I can’t figure out a good way to make a navigation menu where when I click on a menu item, it shows the section on page for that item, and hides the other sections at the same time.
It is impossible for me to have the About button open the About section as well as close any currently-open sections (such as Contact Us), within the same animation, without hand-coding a close animation for every single section individually, which makes the animation completely unmaintainable and unscalable. If a new section is added, I have to make changes to every single animation on the page. There should be an intelligent way to hide all sections EXCEPT the one I clicked a navigation button to show.
In other words, it is impossible to animate all but the selected element for a given class, in order to hide other sections, at the same time as animating that section by itself, within the same animation. The designer changes all of my other animations in the same animation to either the class or selected element whenever I change a single animation’s target, so it won’t let me design more complex interactions, like what I’m describing.
It seems the class-based animation keeps interfering with the Selected Element animations.

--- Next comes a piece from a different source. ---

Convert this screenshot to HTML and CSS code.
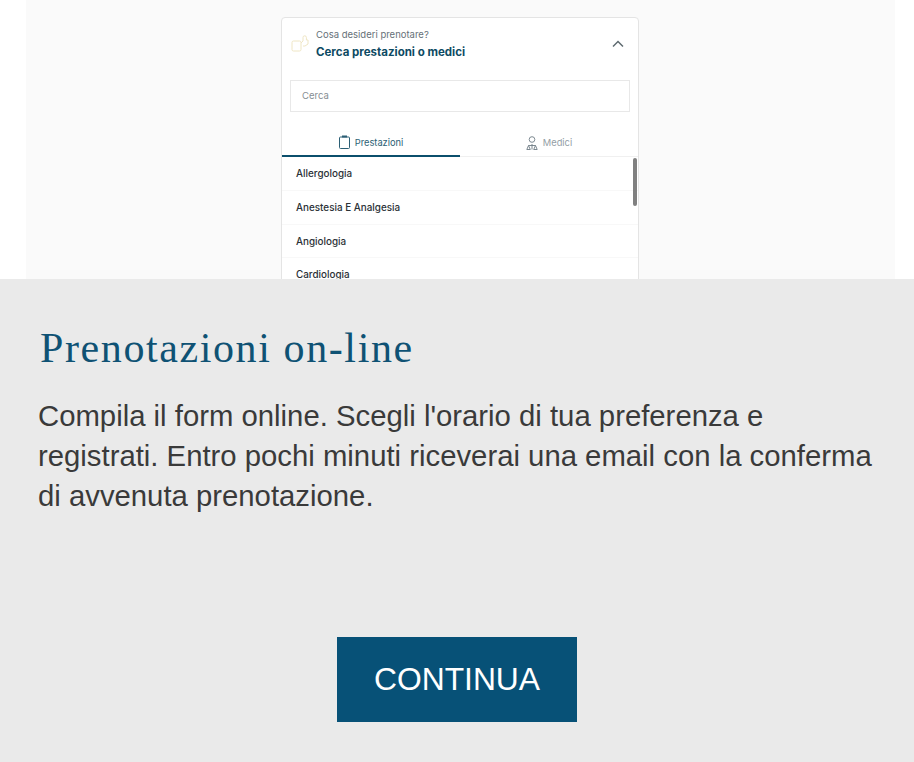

Section class: hide = true
seems to override the element’s: hide = false
I do not like this behavior. My understanding of how the animations work is that it would select via class or element ID, and then alter the state of the hide
attribute for each element that is an instance of the class, rather than altering the class’s global hide
attribute which overrides the element’s hide
attribute.
The interpreter should be looking at fields like this: element -> hide: true/false?
instead of like this element -> class -> hide: true/false?
I find this completely ridiculous. This is a pretty common use case for any button/animation.